Stan: [fighting a stripper in a Bo-Peep outfit] Hey Bo-Peep, I know where you can find your sheep, in hell!

Stan: [gets in the passenger side of a car] Stan Smith, CIA! To the Smithsonian! Oh wait, this my car. [shifts over to the driver's side] Even better!

Stan: [Reading the instructions, trying to make Mac&Cheese] Hmm... Boil water. What am I? A CHEMIST?!

Steve: [Talking To Barry] You gonna use your diaper? Kinda floating over here.
Barry: Sure let me just [Screams] Sorry ocupodo.

Stan: [realising that children from pie eating content are deaf] Hey, I'm gonna just go in the kitchen and steal your food. Marlee Matlin sucks! [pauses] Ah, you know, that's not fair. I really enjoyed her work on The West Wing.

Stan: [reveals shotgun behind pillow] Ah, pillow gun. Where danger and comfort meet. 200 thread count, '[pumps shotgun]' 200 dead count.

Stan: [simultaneously demomstrating with a rifle] Steve, shooting a gun is like being intimate with a woman. First, you inspect it to make sure it's clean. Then you grab it on the butt and jam the magazine in.
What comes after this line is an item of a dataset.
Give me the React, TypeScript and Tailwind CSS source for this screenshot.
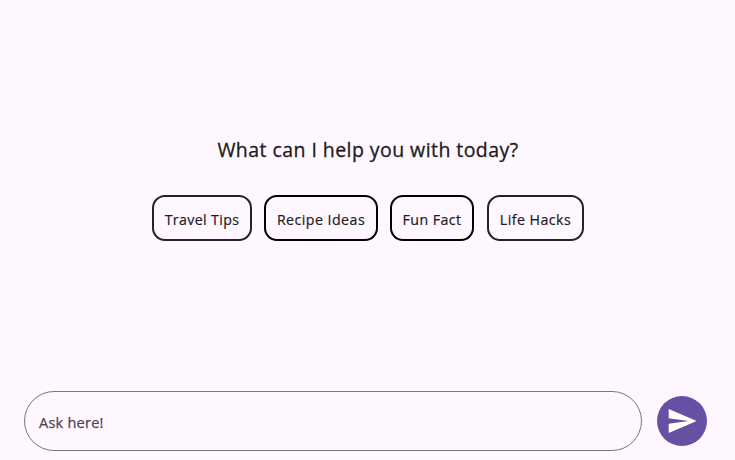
import { MdSend } from "react-icons/md";

const suggestions = [
  { label: "Travel Tips", style: "w-[100px] border-[#232127]", text: "tracking-[0.36px]" },
  { label: "Recipe Ideas", style: "w-[114px] border-black", text: "tracking-[0.46px]" },
  { label: "Fun Fact", style: "w-[84px] border-black", text: "tracking-[0.42px]" },
  { label: "Life Hacks", style: "ml-px w-[97px] border-[#232127]", text: "tracking-[0.46px]" },
];

export default function App() {
  return (
    <div className="flex h-[460px] w-[735px] flex-col overflow-hidden bg-[#fef7ff] font-['Open_Sans',sans-serif] text-[#1d1b20]">
      <main className="flex flex-1 flex-col items-center pt-[135px]">
        <h1 className="h-[30px] pl-px text-[19.5px] leading-[30px] font-medium tracking-[0.44px] whitespace-nowrap [-webkit-text-stroke:0.3px]">
          What can I help you with today?
        </h1>
        <div className="mt-[30px] flex gap-[12px] pl-px">
          {suggestions.map((s) => (
            <button
              key={s.label}
              className={`flex h-[46px] items-center justify-center rounded-[13px] border-2 pt-[4px] text-[14.2px] leading-5 font-medium whitespace-nowrap [-webkit-text-stroke:0.2px] ${s.style}`}
            >
              <span className={s.text}>{s.label}</span>
            </button>
          ))}
        </div>
      </main>
      <form className="flex items-center gap-[15px] pr-[28px] pb-[9px] pl-[24px]">
        <div className="flex h-[60px] flex-1 items-center rounded-full border border-[#79747e] pt-[4px] pl-[14px] text-[14.5px] font-medium text-[#49454f] [-webkit-text-stroke:0.25px]">
          <span className="tracking-[0.25px]">Ask here!</span>
        </div>
        <button
          type="button"
          aria-label="Send"
          className="flex size-[50px] items-center justify-center rounded-full bg-[#6750a4] text-white"
        >
          <MdSend size={32} />
        </button>
      </form>
    </div>
  );
}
If it doesn't fit, make it.

Stan: [talking about euthanising a racoon] She said it was the most compassionate thing she'd ever seen.... And I got to kill something. It was a magical moment.

Stan: [talking about his camping trip with his dad and son] It was really fun. You should have been there, Francine. I mean, it was a father-son trip so if you had been there it would have ruined everything.

Stan: [to Francine, after he hears the neighbors badmouth him] They all hate me! It's like our wedding all over again... except this time I'm you!

[Stan, using CIA powers, has seized the houses of all his neighbors]
Stan: In other words, there goes the neighborhood. [laughs] Ordinarily that would have racist implications, but I've actually done something far worse.

Stan: [to Francine] Just because snow is the same color as our refrigerator, doesn't mean you know how it works.

Stan: [to the tune of Drunken Sailor]

Stan: Ah, Mr. Pibb. The cornerstone of our love. Delicious, refreshing, and totally lacking in pretension!

Stan: Ah, Saturday. Sunday's Friday.

Stan: Ah, the lighting of the town Christmas tree- can you think of anything more American?
Steve: An American flag?
Stan: Or. Or an American flag with Christmas trees for stars! Ooh, that would make a good cake. [pulls out personal tape recorder] Note to self: I like cake.